───── Supplied data ─────

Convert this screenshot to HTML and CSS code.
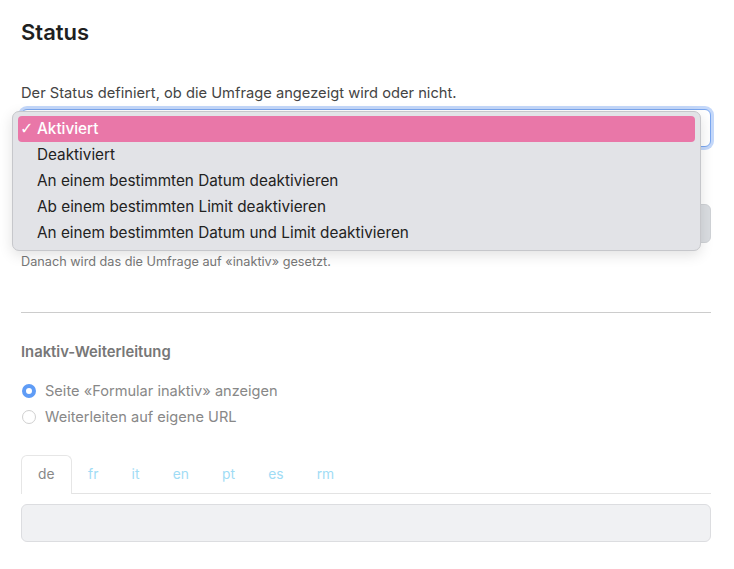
FILE: index.html
```html
<!DOCTYPE html>
<html lang="de">
<head>
    <meta charset="UTF-8">
    <meta name="viewport" content="width=device-width, initial-scale=1.0">
    <title>Status</title>
    <link rel="stylesheet" href="styles.css">
</head>
<body>
    <div class="page">
        <h1>Status</h1>
        <p class="intro">Der Status definiert, ob die Umfrage angezeigt wird oder nicht.</p>

        <div class="select-wrap">
            <div class="select focused"></div>
            <ul class="dropdown">
                <li class="selected"><span class="check">&#10003;</span>Aktiviert</li>
                <li>Deaktiviert</li>
                <li>An einem bestimmten Datum deaktivieren</li>
                <li>Ab einem bestimmten Limit deaktivieren</li>
                <li>An einem bestimmten Datum und Limit deaktivieren</li>
            </ul>
        </div>

        <div class="field-disabled"></div>
        <p class="help">Danach wird das die Umfrage auf «inaktiv» gesetzt.</p>

        <hr class="divider">

        <h2>Inaktiv-Weiterleitung</h2>
        <div class="radios">
            <label class="radio"><span class="dot checked"></span>Seite «Formular inaktiv» anzeigen</label>
            <label class="radio"><span class="dot"></span>Weiterleiten auf eigene URL</label>
        </div>

        <div class="tabs">
            <span class="tab active">de</span>
            <span class="tab">fr</span>
            <span class="tab">it</span>
            <span class="tab">en</span>
            <span class="tab">pt</span>
            <span class="tab">es</span>
            <span class="tab">rm</span>
        </div>
        <div class="text-input"></div>
    </div>
</body>
</html>
```

FILE: styles.css
```css
body {
    margin: 0;
    padding: 0;
    background-color: #ffffff;
    font-family: Inter, "Noto Sans", sans-serif;
    color: #222;
}

.page {
    padding: 19px 23px 0 21px;
}

h1 {
    font-size: 22px;
    font-weight: 600;
    margin: 0;
    line-height: 26px;
    color: #1f1f1f;
}

.intro {
    font-size: 14.7px;
    color: #444;
    margin: 38px 0 0 0;
    line-height: 20px;
}

.select-wrap {
    position: relative;
    margin-top: 6px;
}

.select {
    height: 36px;
    border: 1px solid #7aa7f0;
    border-radius: 6px;
    background: #fff;
    box-shadow: 0 0 0 3px #c4d8fa;
}

.dropdown {
    position: absolute;
    top: 2px;
    left: -9px;
    width: 677px;
    margin: 0;
    padding: 5px 5px 4px 5px;
    list-style: none;
    background: #e2e3e7;
    border: 1px solid #c6c7cb;
    border-radius: 7px;
    box-shadow: 0 4px 14px rgba(0, 0, 0, 0.12);
    z-index: 2;
}

.dropdown li {
    font-size: 15.3px;
    line-height: 26px;
    padding-left: 19px;
    color: #222;
    position: relative;
}

.dropdown li:first-child {
    margin-top: -1px;
}

.dropdown li.selected {
    background: #e977a8;
    color: #fff;
    border-radius: 4px;
    font-weight: 500;
}

.check {
    position: absolute;
    left: 2px;
    top: 0;
    font-size: 16px;
    font-family: "DejaVu Sans", sans-serif;
}

.field-disabled {
    margin-top: 57px;
    height: 37px;
    background: #dadde1;
    border: 1px solid #cfd2d6;
    border-radius: 6px;
}

.help {
    font-size: 12.7px;
    color: #777;
    margin: 11px 0 0 0;
    line-height: 16px;
}

.divider {
    border: none;
    border-top: 1px solid #cccccc;
    margin: 42px 0 0 0;
}

h2 {
    font-size: 14.8px;
    font-weight: 600;
    color: #777;
    margin: 29px 0 0 0;
    line-height: 20px;
}

.radios {
    margin-top: 19px;
    display: flex;
    flex-direction: column;
    gap: 6px;
}

.radio {
    display: flex;
    align-items: center;
    gap: 9px;
    font-size: 14.6px;
    color: #888;
    line-height: 20px;
}

.dot {
    width: 12px;
    height: 12px;
    border: 1px solid #d0d0d0;
    border-radius: 50%;
    background: #fff;
    margin-left: 1px;
}

.dot.checked {
    width: 6px;
    height: 6px;
    border: 4px solid #5f9cf6;
}

.tabs {
    display: flex;
    margin-top: 28px;
    border-bottom: 1px solid #e3e3e3;
}

.tab {
    font-size: 13.8px;
    color: #9fdcf5;
    padding: 10px 15.6px 11px 15.6px;
    line-height: 17px;
    border: 1px solid transparent;
    border-bottom: none;
    border-radius: 6px 6px 0 0;
    margin-bottom: -1px;
}

.tab.active {
    color: #888;
    border-color: #e6e6e6;
    background: #fff;
    padding-left: 16px;
    padding-right: 16px;
}

.text-input {
    margin-top: 10px;
    height: 36px;
    background: #f0f1f3;
    border: 1px solid #dcdde0;
    border-radius: 6px;
}
```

─────

What to work on:
Every line above should be returned word for word, with the pictures left behind.

Result for this exercise:
Convert this screenshot to HTML and CSS code.
FILE: index.html
```html
<!DOCTYPE html>
<html lang="de">
<head>
    <meta charset="UTF-8">
    <meta name="viewport" content="width=device-width, initial-scale=1.0">
    <title>Status</title>
    <link rel="stylesheet" href="styles.css">
</head>
<body>
    <div class="page">
        <h1>Status</h1>
        <p class="intro">Der Status definiert, ob die Umfrage angezeigt wird oder nicht.</p>

        <div class="select-wrap">
            <div class="select focused"></div>
            <ul class="dropdown">
                <li class="selected"><span class="check">&#10003;</span>Aktiviert</li>
                <li>Deaktiviert</li>
                <li>An einem bestimmten Datum deaktivieren</li>
                <li>Ab einem bestimmten Limit deaktivieren</li>
                <li>An einem bestimmten Datum und Limit deaktivieren</li>
            </ul>
        </div>

        <div class="field-disabled"></div>
        <p class="help">Danach wird das die Umfrage auf «inaktiv» gesetzt.</p>

        <hr class="divider">

        <h2>Inaktiv-Weiterleitung</h2>
        <div class="radios">
            <label class="radio"><span class="dot checked"></span>Seite «Formular inaktiv» anzeigen</label>
            <label class="radio"><span class="dot"></span>Weiterleiten auf eigene URL</label>
        </div>

        <div class="tabs">
            <span class="tab active">de</span>
            <span class="tab">fr</span>
            <span class="tab">it</span>
            <span class="tab">en</span>
            <span class="tab">pt</span>
            <span class="tab">es</span>
            <span class="tab">rm</span>
        </div>
        <div class="text-input"></div>
    </div>
</body>
</html>
```

FILE: styles.css
```css
body {
    margin: 0;
    padding: 0;
    background-color: #ffffff;
    font-family: Inter, "Noto Sans", sans-serif;
    color: #222;
}

.page {
    padding: 19px 23px 0 21px;
}

h1 {
    font-size: 22px;
    font-weight: 600;
    margin: 0;
    line-height: 26px;
    color: #1f1f1f;
}

.intro {
    font-size: 14.7px;
    color: #444;
    margin: 38px 0 0 0;
    line-height: 20px;
}

.select-wrap {
    position: relative;
    margin-top: 6px;
}

.select {
    height: 36px;
    border: 1px solid #7aa7f0;
    border-radius: 6px;
    background: #fff;
    box-shadow: 0 0 0 3px #c4d8fa;
}

.dropdown {
    position: absolute;
    top: 2px;
    left: -9px;
    width: 677px;
    margin: 0;
    padding: 5px 5px 4px 5px;
    list-style: none;
    background: #e2e3e7;
    border: 1px solid #c6c7cb;
    border-radius: 7px;
    box-shadow: 0 4px 14px rgba(0, 0, 0, 0.12);
    z-index: 2;
}

.dropdown li {
    font-size: 15.3px;
    line-height: 26px;
    padding-left: 19px;
    color: #222;
    position: relative;
}

.dropdown li:first-child {
    margin-top: -1px;
}

.dropdown li.selected {
    background: #e977a8;
    color: #fff;
    border-radius: 4px;
    font-weight: 500;
}

.check {
    position: absolute;
    left: 2px;
    top: 0;
    font-size: 16px;
    font-family: "DejaVu Sans", sans-serif;
}

.field-disabled {
    margin-top: 57px;
    height: 37px;
    background: #dadde1;
    border: 1px solid #cfd2d6;
    border-radius: 6px;
}

.help {
    font-size: 12.7px;
    color: #777;
    margin: 11px 0 0 0;
    line-height: 16px;
}

.divider {
    border: none;
    border-top: 1px solid #cccccc;
    margin: 42px 0 0 0;
}

h2 {
    font-size: 14.8px;
    font-weight: 600;
    color: #777;
    margin: 29px 0 0 0;
    line-height: 20px;
}

.radios {
    margin-top: 19px;
    display: flex;
    flex-direction: column;
    gap: 6px;
}

.radio {
    display: flex;
    align-items: center;
    gap: 9px;
    font-size: 14.6px;
    color: #888;
    line-height: 20px;
}

.dot {
    width: 12px;
    height: 12px;
    border: 1px solid #d0d0d0;
    border-radius: 50%;
    background: #fff;
    margin-left: 1px;
}

.dot.checked {
    width: 6px;
    height: 6px;
    border: 4px solid #5f9cf6;
}

.tabs {
    display: flex;
    margin-top: 28px;
    border-bottom: 1px solid #e3e3e3;
}

.tab {
    font-size: 13.8px;
    color: #9fdcf5;
    padding: 10px 15.6px 11px 15.6px;
    line-height: 17px;
    border: 1px solid transparent;
    border-bottom: none;
    border-radius: 6px 6px 0 0;
    margin-bottom: -1px;
}

.tab.active {
    color: #888;
    border-color: #e6e6e6;
    background: #fff;
    padding-left: 16px;
    padding-right: 16px;
}

.text-input {
    margin-top: 10px;
    height: 36px;
    background: #f0f1f3;
    border: 1px solid #dcdde0;
    border-radius: 6px;
}
```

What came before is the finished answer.